## WRITTEN INSTRUCTION
Search the data for the word "table" and copy every line that contains it.
· · · · ·
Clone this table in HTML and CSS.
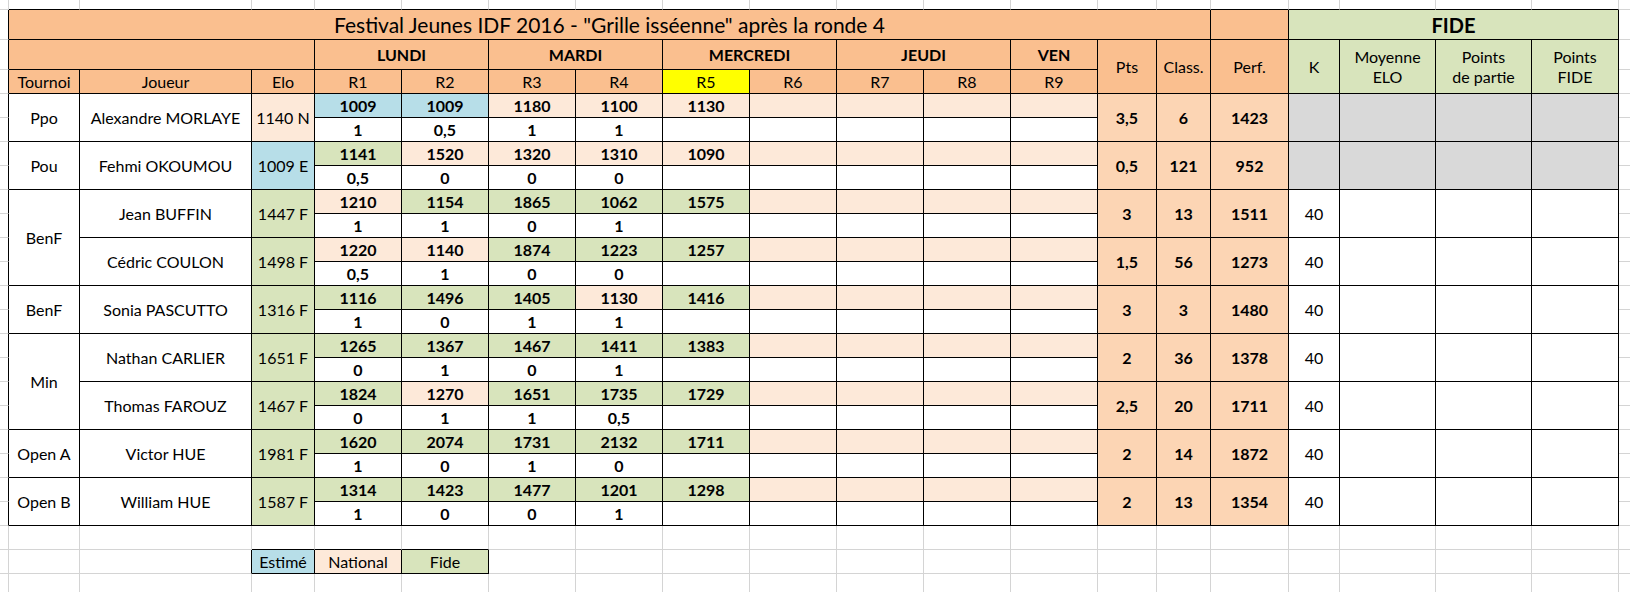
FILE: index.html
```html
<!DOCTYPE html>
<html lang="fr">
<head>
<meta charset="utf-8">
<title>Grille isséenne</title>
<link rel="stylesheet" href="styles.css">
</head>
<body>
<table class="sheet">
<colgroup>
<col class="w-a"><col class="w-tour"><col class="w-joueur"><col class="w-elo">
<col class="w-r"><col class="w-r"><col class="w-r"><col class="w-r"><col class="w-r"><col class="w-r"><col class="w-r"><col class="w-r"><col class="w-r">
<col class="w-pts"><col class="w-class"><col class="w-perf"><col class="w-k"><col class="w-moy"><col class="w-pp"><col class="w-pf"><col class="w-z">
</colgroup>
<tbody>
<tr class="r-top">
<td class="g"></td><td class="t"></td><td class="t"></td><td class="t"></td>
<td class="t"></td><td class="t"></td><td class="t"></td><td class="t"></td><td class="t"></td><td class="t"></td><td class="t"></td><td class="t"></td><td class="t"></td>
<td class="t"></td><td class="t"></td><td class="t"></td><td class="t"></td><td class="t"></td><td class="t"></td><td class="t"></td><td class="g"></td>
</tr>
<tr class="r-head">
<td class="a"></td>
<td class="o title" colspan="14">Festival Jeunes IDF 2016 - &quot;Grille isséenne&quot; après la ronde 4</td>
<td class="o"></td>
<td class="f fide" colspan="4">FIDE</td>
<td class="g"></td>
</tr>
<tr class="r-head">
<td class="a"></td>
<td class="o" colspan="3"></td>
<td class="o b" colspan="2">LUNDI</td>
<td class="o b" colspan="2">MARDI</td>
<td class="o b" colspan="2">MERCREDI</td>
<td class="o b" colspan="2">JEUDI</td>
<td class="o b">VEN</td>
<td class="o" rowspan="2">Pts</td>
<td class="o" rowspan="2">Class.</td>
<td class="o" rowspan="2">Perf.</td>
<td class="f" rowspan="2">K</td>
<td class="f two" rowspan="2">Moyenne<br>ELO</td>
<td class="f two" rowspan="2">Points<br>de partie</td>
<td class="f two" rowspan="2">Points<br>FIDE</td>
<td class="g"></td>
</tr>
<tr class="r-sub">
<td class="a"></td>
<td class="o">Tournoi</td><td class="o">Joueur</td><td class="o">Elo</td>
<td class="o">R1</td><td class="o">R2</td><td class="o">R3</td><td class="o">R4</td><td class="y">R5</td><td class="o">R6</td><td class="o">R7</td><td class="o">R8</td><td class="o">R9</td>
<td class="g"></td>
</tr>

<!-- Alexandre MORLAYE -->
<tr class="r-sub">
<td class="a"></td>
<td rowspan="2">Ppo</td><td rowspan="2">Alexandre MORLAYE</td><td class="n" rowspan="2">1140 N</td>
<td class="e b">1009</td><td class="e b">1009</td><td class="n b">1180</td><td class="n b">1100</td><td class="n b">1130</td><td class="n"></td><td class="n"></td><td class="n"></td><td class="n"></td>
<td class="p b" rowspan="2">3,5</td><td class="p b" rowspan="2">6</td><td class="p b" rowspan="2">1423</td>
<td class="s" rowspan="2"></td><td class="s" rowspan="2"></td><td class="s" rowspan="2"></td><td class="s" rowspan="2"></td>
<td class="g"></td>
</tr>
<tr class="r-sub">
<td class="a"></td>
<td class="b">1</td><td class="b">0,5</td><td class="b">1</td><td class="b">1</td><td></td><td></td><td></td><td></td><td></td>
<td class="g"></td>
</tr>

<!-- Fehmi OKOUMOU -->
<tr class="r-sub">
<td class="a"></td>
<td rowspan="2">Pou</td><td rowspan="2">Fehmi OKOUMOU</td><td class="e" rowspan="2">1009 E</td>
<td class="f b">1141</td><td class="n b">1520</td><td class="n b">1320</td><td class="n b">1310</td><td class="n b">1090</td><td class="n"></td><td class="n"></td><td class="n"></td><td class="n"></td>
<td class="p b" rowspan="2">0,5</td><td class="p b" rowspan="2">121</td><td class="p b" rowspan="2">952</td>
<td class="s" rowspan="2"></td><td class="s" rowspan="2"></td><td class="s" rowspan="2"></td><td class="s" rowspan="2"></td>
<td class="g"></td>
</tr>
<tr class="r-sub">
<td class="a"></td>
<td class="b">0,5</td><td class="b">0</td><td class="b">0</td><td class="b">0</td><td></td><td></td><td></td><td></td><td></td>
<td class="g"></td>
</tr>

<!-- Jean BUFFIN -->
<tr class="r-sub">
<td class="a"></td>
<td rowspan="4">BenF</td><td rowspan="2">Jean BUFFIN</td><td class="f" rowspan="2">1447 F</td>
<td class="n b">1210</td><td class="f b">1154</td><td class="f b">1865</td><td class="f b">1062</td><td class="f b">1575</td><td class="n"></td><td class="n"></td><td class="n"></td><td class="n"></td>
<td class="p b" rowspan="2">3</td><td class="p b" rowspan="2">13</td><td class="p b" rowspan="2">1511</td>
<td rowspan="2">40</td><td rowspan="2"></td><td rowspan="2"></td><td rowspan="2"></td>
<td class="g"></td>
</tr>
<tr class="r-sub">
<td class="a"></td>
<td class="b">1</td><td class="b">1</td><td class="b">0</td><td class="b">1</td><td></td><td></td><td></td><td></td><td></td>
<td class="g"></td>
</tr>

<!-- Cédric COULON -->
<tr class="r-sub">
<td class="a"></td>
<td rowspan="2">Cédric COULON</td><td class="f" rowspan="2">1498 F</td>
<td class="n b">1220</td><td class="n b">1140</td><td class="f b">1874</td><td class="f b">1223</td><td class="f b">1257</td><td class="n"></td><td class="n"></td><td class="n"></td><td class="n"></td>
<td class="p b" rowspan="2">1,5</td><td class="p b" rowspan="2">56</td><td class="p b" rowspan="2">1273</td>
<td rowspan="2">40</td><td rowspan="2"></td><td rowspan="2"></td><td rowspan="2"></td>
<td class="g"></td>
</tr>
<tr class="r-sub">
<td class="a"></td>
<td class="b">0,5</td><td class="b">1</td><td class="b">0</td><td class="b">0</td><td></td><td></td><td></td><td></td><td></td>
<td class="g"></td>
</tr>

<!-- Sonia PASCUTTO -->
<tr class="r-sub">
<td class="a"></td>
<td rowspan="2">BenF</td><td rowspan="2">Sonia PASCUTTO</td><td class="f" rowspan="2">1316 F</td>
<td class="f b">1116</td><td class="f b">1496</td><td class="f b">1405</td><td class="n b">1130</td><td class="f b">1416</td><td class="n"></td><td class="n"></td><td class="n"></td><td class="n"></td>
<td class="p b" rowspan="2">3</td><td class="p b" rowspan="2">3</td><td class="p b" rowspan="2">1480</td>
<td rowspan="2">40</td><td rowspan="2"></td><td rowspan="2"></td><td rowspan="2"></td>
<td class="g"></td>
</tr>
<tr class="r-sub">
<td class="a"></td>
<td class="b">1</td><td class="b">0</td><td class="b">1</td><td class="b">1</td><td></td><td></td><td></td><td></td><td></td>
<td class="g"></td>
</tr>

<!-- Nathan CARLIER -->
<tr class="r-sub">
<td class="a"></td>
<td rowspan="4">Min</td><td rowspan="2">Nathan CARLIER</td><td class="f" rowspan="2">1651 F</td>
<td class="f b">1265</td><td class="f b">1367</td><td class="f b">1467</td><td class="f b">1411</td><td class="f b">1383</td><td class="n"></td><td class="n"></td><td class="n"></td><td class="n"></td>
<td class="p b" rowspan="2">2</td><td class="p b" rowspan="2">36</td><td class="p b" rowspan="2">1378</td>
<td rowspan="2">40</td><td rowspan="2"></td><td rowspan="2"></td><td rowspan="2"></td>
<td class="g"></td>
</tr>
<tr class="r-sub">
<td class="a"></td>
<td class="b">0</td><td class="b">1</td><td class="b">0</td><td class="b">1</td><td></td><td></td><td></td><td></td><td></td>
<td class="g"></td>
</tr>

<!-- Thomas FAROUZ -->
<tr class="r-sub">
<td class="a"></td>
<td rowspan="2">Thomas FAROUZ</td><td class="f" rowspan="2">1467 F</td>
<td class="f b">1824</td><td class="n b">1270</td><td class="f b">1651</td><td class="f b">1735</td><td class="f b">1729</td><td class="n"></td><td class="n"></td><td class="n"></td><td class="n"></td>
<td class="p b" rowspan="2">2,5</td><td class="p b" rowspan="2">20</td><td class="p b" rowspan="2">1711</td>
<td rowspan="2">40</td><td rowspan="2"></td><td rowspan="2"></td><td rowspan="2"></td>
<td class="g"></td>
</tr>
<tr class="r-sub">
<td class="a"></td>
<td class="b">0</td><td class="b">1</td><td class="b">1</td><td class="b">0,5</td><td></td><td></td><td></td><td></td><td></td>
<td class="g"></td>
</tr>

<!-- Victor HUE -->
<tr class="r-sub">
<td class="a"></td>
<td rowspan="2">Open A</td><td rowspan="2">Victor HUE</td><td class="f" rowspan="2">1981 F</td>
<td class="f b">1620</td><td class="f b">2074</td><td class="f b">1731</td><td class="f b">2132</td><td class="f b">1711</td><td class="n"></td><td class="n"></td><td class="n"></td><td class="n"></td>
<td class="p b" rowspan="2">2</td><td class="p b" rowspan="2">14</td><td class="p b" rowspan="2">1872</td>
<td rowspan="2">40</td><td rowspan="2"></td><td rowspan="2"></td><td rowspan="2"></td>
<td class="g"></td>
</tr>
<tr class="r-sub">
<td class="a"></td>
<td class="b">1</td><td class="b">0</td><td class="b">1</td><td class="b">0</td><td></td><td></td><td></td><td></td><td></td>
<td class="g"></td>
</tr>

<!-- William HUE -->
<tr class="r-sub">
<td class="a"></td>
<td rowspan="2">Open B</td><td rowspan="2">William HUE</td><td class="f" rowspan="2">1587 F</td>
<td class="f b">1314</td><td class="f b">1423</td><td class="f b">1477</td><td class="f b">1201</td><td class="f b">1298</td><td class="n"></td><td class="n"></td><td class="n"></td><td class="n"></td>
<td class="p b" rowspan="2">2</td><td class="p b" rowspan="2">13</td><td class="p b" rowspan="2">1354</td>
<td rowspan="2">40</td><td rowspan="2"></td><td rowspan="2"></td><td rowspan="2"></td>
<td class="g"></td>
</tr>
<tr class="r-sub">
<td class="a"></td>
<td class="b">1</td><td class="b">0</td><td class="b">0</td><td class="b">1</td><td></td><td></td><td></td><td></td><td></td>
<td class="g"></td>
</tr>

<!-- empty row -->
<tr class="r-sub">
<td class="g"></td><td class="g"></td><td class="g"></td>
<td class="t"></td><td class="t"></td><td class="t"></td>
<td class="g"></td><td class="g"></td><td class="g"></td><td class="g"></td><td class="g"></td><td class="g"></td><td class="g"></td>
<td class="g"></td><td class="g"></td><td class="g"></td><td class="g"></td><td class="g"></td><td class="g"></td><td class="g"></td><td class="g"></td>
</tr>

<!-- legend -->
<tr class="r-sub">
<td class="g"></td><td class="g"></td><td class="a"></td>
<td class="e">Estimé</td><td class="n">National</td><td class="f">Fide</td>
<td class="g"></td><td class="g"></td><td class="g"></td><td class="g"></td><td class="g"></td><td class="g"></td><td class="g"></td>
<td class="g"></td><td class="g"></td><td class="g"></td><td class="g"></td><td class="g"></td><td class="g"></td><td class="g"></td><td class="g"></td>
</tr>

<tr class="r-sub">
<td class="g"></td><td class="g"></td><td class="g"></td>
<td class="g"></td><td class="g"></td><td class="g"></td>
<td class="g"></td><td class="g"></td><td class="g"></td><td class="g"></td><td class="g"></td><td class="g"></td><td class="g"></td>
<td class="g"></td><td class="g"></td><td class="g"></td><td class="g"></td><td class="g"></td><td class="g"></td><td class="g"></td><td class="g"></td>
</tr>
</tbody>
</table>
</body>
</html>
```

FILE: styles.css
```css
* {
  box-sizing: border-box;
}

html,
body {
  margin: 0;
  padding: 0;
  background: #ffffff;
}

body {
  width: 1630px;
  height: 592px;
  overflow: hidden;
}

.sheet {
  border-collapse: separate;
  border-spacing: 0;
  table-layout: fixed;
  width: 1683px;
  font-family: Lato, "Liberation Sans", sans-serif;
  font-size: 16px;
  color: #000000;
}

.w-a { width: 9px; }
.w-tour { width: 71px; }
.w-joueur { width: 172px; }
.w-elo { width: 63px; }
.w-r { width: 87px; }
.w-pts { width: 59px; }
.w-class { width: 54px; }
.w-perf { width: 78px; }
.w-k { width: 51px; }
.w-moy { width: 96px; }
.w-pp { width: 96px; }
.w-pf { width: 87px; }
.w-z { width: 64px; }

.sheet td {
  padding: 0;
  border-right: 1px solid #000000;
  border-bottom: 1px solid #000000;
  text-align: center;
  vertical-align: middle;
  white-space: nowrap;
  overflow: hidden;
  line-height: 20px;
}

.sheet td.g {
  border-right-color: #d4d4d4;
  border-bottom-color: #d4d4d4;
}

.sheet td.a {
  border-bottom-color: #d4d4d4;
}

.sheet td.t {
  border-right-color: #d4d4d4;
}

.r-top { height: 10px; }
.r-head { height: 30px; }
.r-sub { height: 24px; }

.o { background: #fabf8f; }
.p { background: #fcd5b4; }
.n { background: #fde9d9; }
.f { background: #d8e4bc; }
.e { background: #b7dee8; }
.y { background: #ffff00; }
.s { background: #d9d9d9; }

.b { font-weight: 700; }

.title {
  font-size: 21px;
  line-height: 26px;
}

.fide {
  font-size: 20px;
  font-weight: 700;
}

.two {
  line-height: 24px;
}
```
· · · · ·
## FULL ANSWER
Clone this table in HTML and CSS.
<table class="sheet">
</table>
  table-layout: fixed;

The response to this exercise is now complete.